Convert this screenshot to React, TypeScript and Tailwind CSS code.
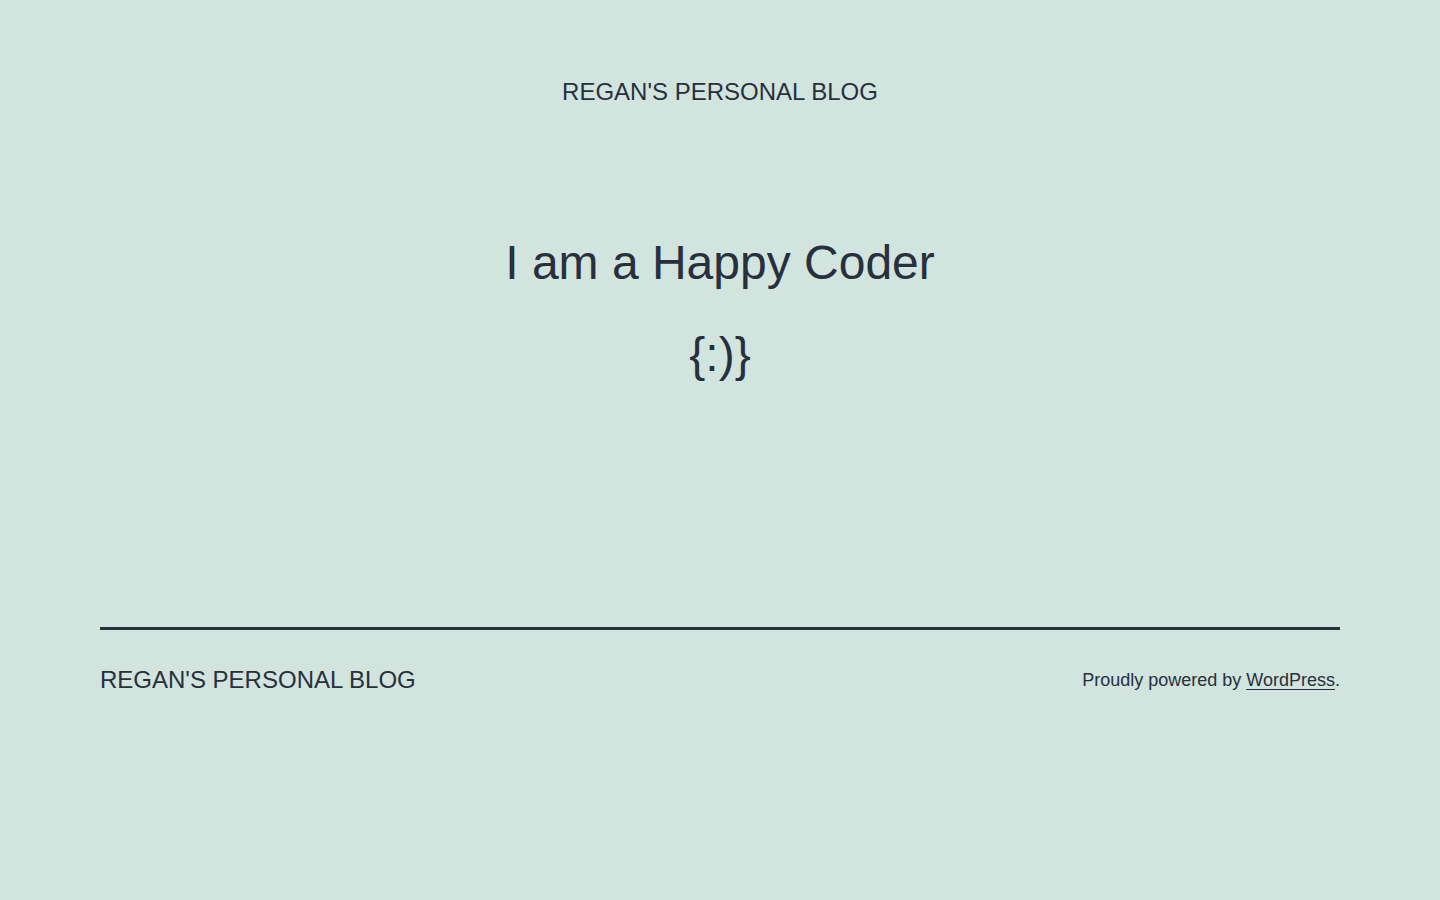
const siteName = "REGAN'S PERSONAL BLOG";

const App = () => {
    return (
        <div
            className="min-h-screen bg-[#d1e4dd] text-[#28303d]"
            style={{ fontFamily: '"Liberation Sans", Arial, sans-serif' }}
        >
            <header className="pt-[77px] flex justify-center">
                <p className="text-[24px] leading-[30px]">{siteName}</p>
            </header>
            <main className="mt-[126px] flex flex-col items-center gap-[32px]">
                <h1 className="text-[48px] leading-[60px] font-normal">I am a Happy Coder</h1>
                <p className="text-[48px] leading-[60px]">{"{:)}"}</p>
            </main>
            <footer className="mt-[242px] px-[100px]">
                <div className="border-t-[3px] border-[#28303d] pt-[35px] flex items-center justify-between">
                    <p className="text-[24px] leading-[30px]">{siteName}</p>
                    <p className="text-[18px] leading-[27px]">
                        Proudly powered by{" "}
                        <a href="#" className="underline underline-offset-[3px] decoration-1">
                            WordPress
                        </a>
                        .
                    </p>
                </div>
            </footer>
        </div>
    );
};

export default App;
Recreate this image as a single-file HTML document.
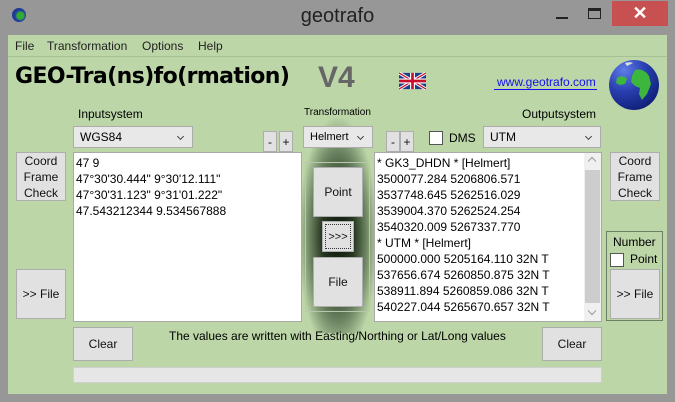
★ ★ ★ ★
→ Objective
Set down every entry word for word, but omit the pictures.

→ Exercise solution
Convert this screenshot to React, TypeScript and Tailwind CSS code.
const siteName = "REGAN'S PERSONAL BLOG";

const App = () => {
    return (
        <div
            className="min-h-screen bg-[#d1e4dd] text-[#28303d]"
            style={{ fontFamily: '"Liberation Sans", Arial, sans-serif' }}
        >
            <header className="pt-[77px] flex justify-center">
                <p className="text-[24px] leading-[30px]">{siteName}</p>
            </header>
            <main className="mt-[126px] flex flex-col items-center gap-[32px]">
                <h1 className="text-[48px] leading-[60px] font-normal">I am a Happy Coder</h1>
                <p className="text-[48px] leading-[60px]">{"{:)}"}</p>
            </main>
            <footer className="mt-[242px] px-[100px]">
                <div className="border-t-[3px] border-[#28303d] pt-[35px] flex items-center justify-between">
                    <p className="text-[24px] leading-[30px]">{siteName}</p>
                    <p className="text-[18px] leading-[27px]">
                        Proudly powered by{" "}
                        <a href="#" className="underline underline-offset-[3px] decoration-1">
                            WordPress
                        </a>
                        .
                    </p>
                </div>
            </footer>
        </div>
    );
};

export default App;
Recreate this image as a single-file HTML document.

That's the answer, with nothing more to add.